Chanel jackets from the Vintage Voyage collection
These experiments were continued by Lagerfeld. For example, he does not only shorten the classical jacket, as the fashion of the 1990’s called for. He retained only two of the four pockets and constructed the sleeve 7/3, he braided in yellow mohair thread to match the colour of the golden buttons in the feature jacket of that time, a bright pink short collar-less jacket. Alternatively, he changed the tape for a broad satin band, like in another short jacket from milky tweed, also with two pockets. Or he uses braided leather for trimming, like in the dark green short and tight slim-fit jacket; adding some rock-‘n-roll elements to it. Both of the latter pieces; the milky and the dark-green ones; feature raglan sleeves that were common in the 1990’s. Generally, today Lesage workshops make tweed for the Chanel couture collections with unimaginable elements and the most complex of textures.
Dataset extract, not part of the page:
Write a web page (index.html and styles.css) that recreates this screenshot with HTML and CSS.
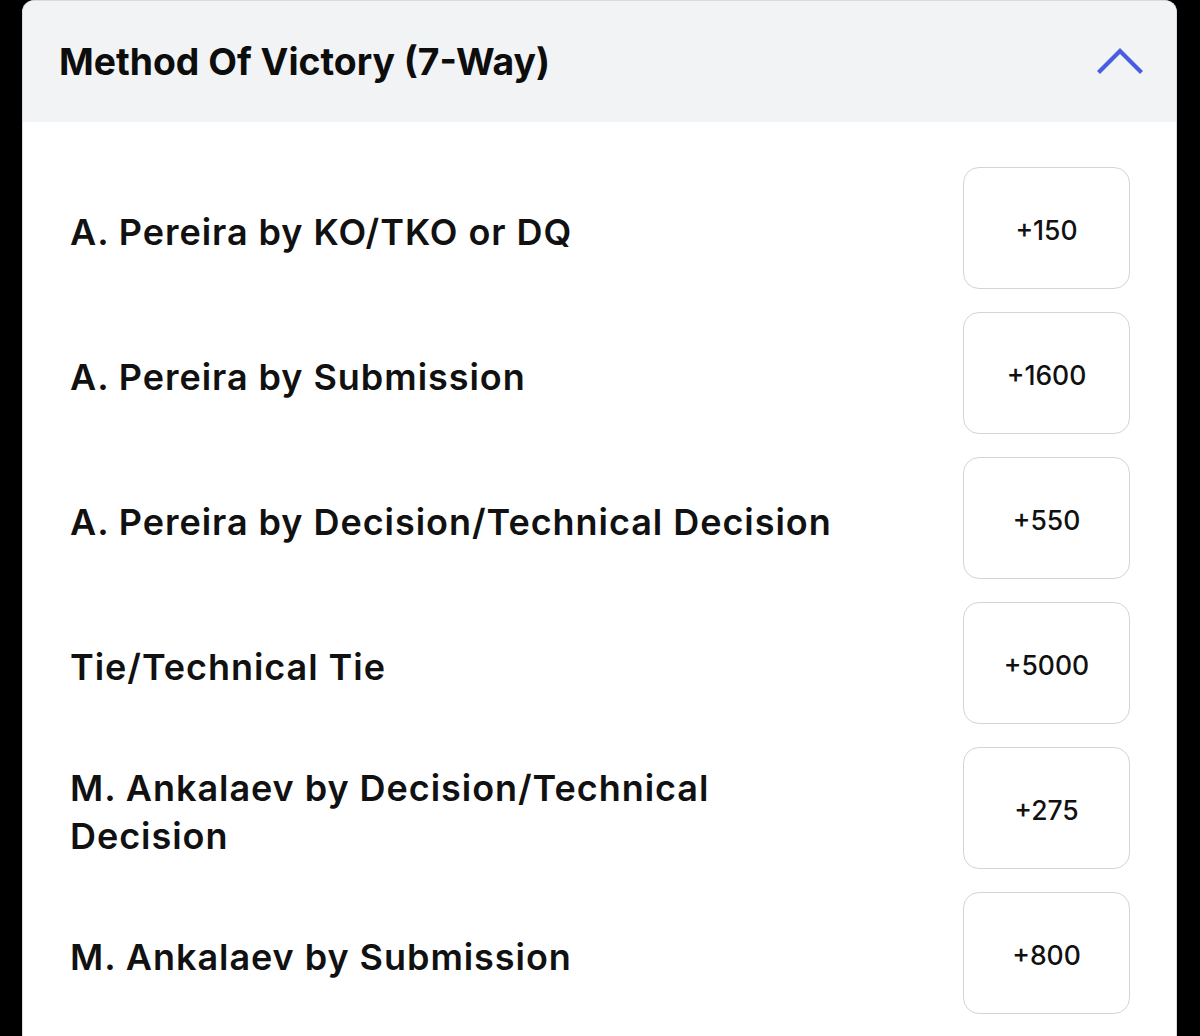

Chanel jackets from the Vintage Voyage collection
However, aside from all the design and decorative experiments Karl Lagerfeld performed, he was responsible for another important thing. Lagerfeld carried out a revolution in style that radically changed the approach to the Chanel classical suit. He demonstrated that the jacket can be worn not only as it was in the time of Chanel herself, i.e. with a straight skirt, lady like; and not only with trousers, but also with the most stylistically contrasting of things, such as jeans, running shoes and even bathing suits. And this converts the jacket from being a bourgeois piece into a very modern one, enabling a combination of different fashionable looks. It is important to select a few different jackets from the wide variety of vintage options that will still look recognizable. This will ensure that the magic of the Chanel jacket remains but not in an over-obvious manner, as if it was simply taken from a shop window. And you need to keep your own personal style. As Chanel used to say herself: “It is important to enable a woman to move freely, without the feeling that she is wearing a suit, so that she would not change her behavior and manners based on what she is wearing”.